Required task ::
Please transcribe the data that follows without the pictures, keeping every word the same.

Dataset extract ::
════════════════════

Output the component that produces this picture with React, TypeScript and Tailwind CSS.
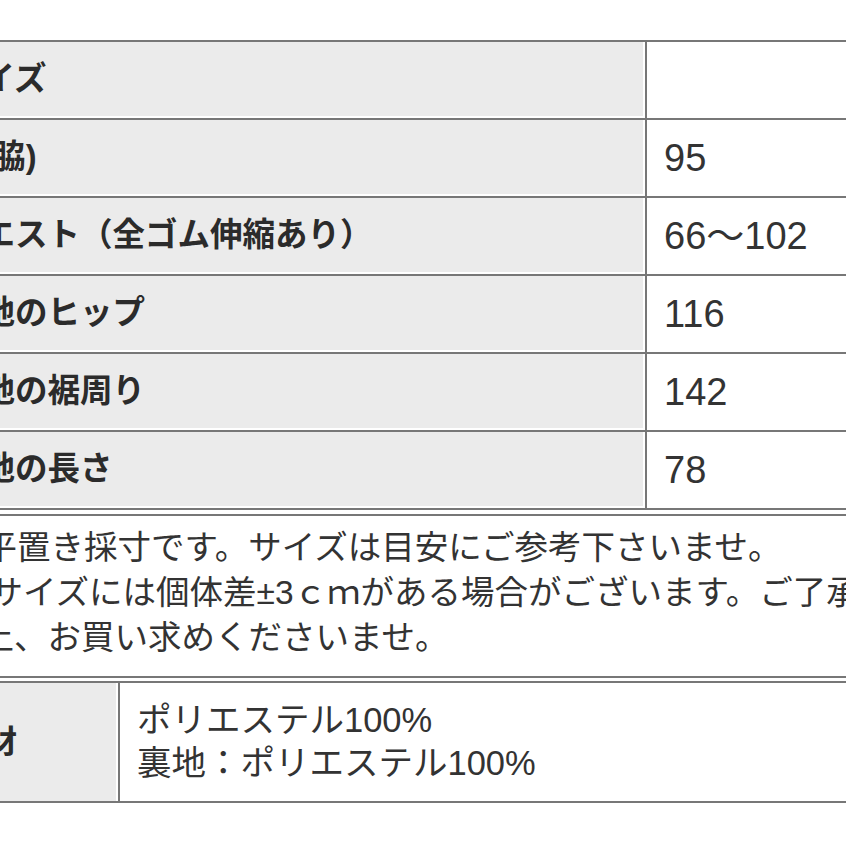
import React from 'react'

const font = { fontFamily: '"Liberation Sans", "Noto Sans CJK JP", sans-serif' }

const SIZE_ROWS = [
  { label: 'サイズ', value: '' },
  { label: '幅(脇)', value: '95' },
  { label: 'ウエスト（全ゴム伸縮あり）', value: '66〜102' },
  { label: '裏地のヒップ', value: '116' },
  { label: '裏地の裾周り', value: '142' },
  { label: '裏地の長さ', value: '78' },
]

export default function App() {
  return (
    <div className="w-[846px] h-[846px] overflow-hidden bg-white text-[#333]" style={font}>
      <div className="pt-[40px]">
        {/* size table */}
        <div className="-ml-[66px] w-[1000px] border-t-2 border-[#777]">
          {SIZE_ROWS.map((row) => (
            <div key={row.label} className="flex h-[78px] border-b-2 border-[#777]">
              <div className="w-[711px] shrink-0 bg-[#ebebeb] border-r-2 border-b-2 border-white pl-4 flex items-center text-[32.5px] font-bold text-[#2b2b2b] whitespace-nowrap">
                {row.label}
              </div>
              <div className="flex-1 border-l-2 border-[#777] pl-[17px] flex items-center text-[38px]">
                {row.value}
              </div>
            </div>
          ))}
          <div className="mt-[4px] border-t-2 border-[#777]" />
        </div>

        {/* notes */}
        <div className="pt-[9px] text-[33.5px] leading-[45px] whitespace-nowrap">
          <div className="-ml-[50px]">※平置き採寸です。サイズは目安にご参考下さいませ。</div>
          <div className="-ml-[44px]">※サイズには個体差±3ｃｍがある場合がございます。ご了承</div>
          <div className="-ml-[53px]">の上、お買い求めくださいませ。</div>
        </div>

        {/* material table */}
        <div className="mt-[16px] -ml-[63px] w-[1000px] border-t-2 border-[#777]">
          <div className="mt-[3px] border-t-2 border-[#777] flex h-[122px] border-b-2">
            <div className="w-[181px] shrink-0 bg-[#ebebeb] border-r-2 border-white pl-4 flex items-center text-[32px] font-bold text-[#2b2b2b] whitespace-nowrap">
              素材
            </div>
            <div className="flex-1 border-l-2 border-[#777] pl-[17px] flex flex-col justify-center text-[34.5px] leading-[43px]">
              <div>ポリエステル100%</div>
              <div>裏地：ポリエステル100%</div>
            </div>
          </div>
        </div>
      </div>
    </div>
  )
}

════════════════════

Answer ::
Output the component that produces this picture with React, TypeScript and Tailwind CSS.
import React from 'react'

const font = { fontFamily: '"Liberation Sans", "Noto Sans CJK JP", sans-serif' }

const SIZE_ROWS = [
  { label: 'サイズ', value: '' },
  { label: '幅(脇)', value: '95' },
  { label: 'ウエスト（全ゴム伸縮あり）', value: '66〜102' },
  { label: '裏地のヒップ', value: '116' },
  { label: '裏地の裾周り', value: '142' },
  { label: '裏地の長さ', value: '78' },
]

export default function App() {
  return (
    <div className="w-[846px] h-[846px] overflow-hidden bg-white text-[#333]" style={font}>
      <div className="pt-[40px]">
        {/* size table */}
        <div className="-ml-[66px] w-[1000px] border-t-2 border-[#777]">
          {SIZE_ROWS.map((row) => (
            <div key={row.label} className="flex h-[78px] border-b-2 border-[#777]">
              <div className="w-[711px] shrink-0 bg-[#ebebeb] border-r-2 border-b-2 border-white pl-4 flex items-center text-[32.5px] font-bold text-[#2b2b2b] whitespace-nowrap">
                {row.label}
              </div>
              <div className="flex-1 border-l-2 border-[#777] pl-[17px] flex items-center text-[38px]">
                {row.value}
              </div>
            </div>
          ))}
          <div className="mt-[4px] border-t-2 border-[#777]" />
        </div>

        {/* notes */}
        <div className="pt-[9px] text-[33.5px] leading-[45px] whitespace-nowrap">
          <div className="-ml-[50px]">※平置き採寸です。サイズは目安にご参考下さいませ。</div>
          <div className="-ml-[44px]">※サイズには個体差±3ｃｍがある場合がございます。ご了承</div>
          <div className="-ml-[53px]">の上、お買い求めくださいませ。</div>
        </div>

        {/* material table */}
        <div className="mt-[16px] -ml-[63px] w-[1000px] border-t-2 border-[#777]">
          <div className="mt-[3px] border-t-2 border-[#777] flex h-[122px] border-b-2">
            <div className="w-[181px] shrink-0 bg-[#ebebeb] border-r-2 border-white pl-4 flex items-center text-[32px] font-bold text-[#2b2b2b] whitespace-nowrap">
              素材
            </div>
            <div className="flex-1 border-l-2 border-[#777] pl-[17px] flex flex-col justify-center text-[34.5px] leading-[43px]">
              <div>ポリエステル100%</div>
              <div>裏地：ポリエステル100%</div>
            </div>
          </div>
        </div>
      </div>
    </div>
  )
}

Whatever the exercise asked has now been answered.